2年後には借金で20haの土地を買い、温室を建てた。アメリカのキク生産の15%を占めるまでになった。しかし、オイルショック以降の消費構造の変化に気づいた。ハデ好きのアメリカ人にキクはにあわない。バラに転換した。そのバラも1980年代の終わりごろから、南米からの輸入により、苦境におちいる。バラに見切りを付け、十分な準備の後、1998年(平成10年)に洋ランの鉢栽培をはじめた。63歳になっていた。
今、アンディ・マツイは全米の25%の洋ランを生産し、蘭の帝王とよばれている。成功の秘密は、潮目を読み、余力があるうちに転換したこと。65軒あった日系花栽培農家は破産するなどして3軒しか残っていない。
4人の子供はハーバード大学を卒業した。4人兄妹がそろってハーバードを卒業した例は他にはない。次女キャシーはゴールドマン・サックス証券幹部。農場で働く親の背中を見て育った。子供が学ぶべきことは、「働くことの大切さ」、「人を思いやり、助けようとする気持ちの大切さ」と主張する。
アンディの資産は100億円。子供に残すつもりはない。貧しさのため進学できない子供たちのために、奨学金制度をつくった。農場は、かっての自分と同じ境遇のメキシコからの移民が大半の従業員に継がせる。
優勝劣敗。
アメリカンドリーム。
ひるがえってわが日本。わたしたち。
2010年、カーネーションの輸入は推定45%。2011年には50%を超え、国産と逆転するだろう。これが潮目だろうか。
潮目を読めず、読めたとしても決断できない、「行き止まりの村」に住み続ける、アンディになれなかった私たちはどうしたらよいのか。
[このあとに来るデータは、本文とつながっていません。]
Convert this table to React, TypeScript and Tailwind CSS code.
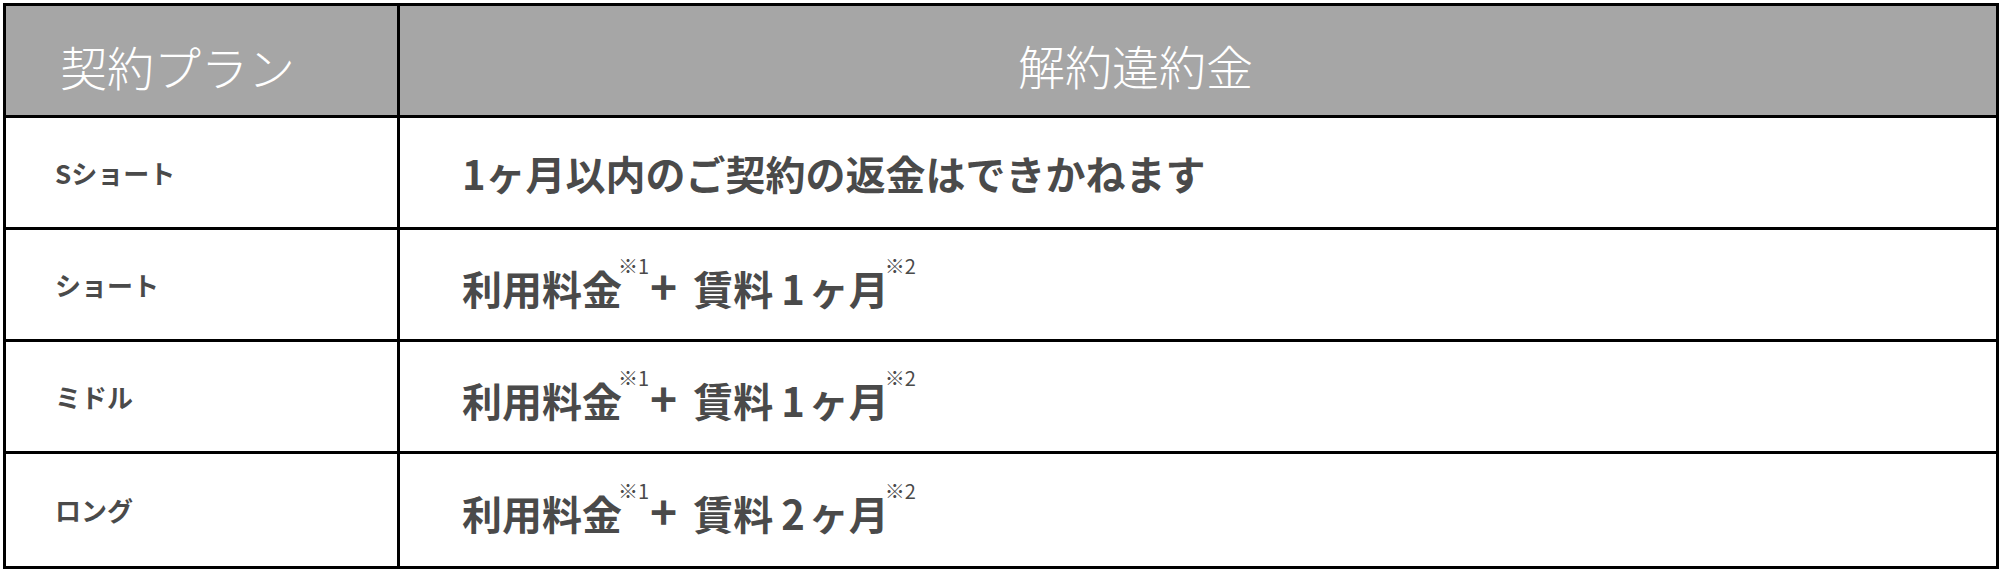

この国は、優れたものだけが勝ち残る優勝劣敗の国であってはならない。
大型化、企業化、合理化だけをすすめるオランダ型花づくりであってもならない。
小農が、「行き止まりの村」で、花づくりをして生きていける国でなければならない。
そのためには、
①小農は1軒だけでは小農のままである。まとまらなければならない。
②顧客が誰かを知る
③顧客が欲しいときに欲しい量を納入できる栽培技術
④日本人が得意なこまやかな品質の花づくり
⑤いますぐできる目の前のカイゼン
まず、フラワーバレンタインを成功させましょう。生産者-市場-花店の連携です。